Rev Hilary Bond, one of the signatories to the letter, said:

‘It is morally wrong to invest in the decimation of creation. We are in a climate emergency which requires that we stop extracting and burning fossil fuels immediately. Engagement with Shell as shareholders has not worked and it is time to urgently divest.’

In July 2018, Synod agreed to divest unless certain conditions were met. Christian Climate Action and those signing the letter, don’t believe they have been met. Synod agreed to divest from oil and gas companies that are not on track to meet the Paris Agreement target of limiting a global average temperature rise to well below 2°C and that that the Church would begin in 2020 to divest from companies not taking seriously their responsibilities to assist with the transition to a low carbon economy.
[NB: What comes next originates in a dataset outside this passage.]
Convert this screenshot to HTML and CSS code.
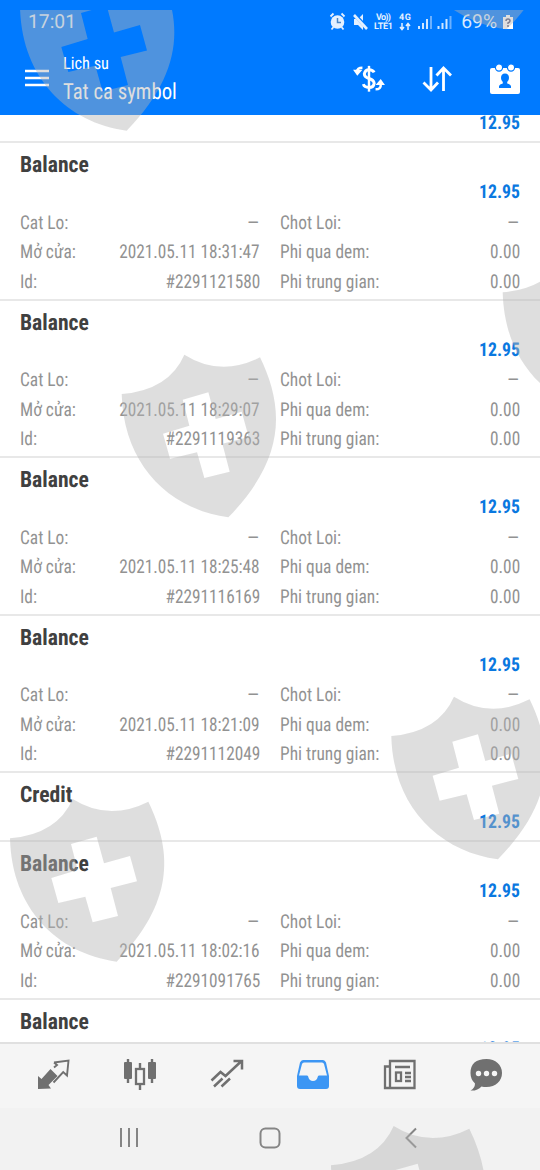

The highly respected Transition Pathway Initiative (TPI), co-founded by the Church of England National Investing Bodies, recently found that no oil companies are on track to align their emissions with a 2°C climate pathway by 2050.

The Church claims that by investing in and engaging with the oil companies they are helping transform society, yet at the Shell AGM on 18th May the Pensions Board intends to vote against a shareholder resolution asking for Shell to align its investments with the Paris targets. 

General Synod, in February 2020, agreed that the Church would reach net zero carbon emissions by 2030. Although not legally bound by this decision, Christian Climate Action and those signing this letter would have expected that the Church Commissioners would understand that General Synod was expressing the will of the Church and that this will should be reflected in decisions made by the Church Commissioners. 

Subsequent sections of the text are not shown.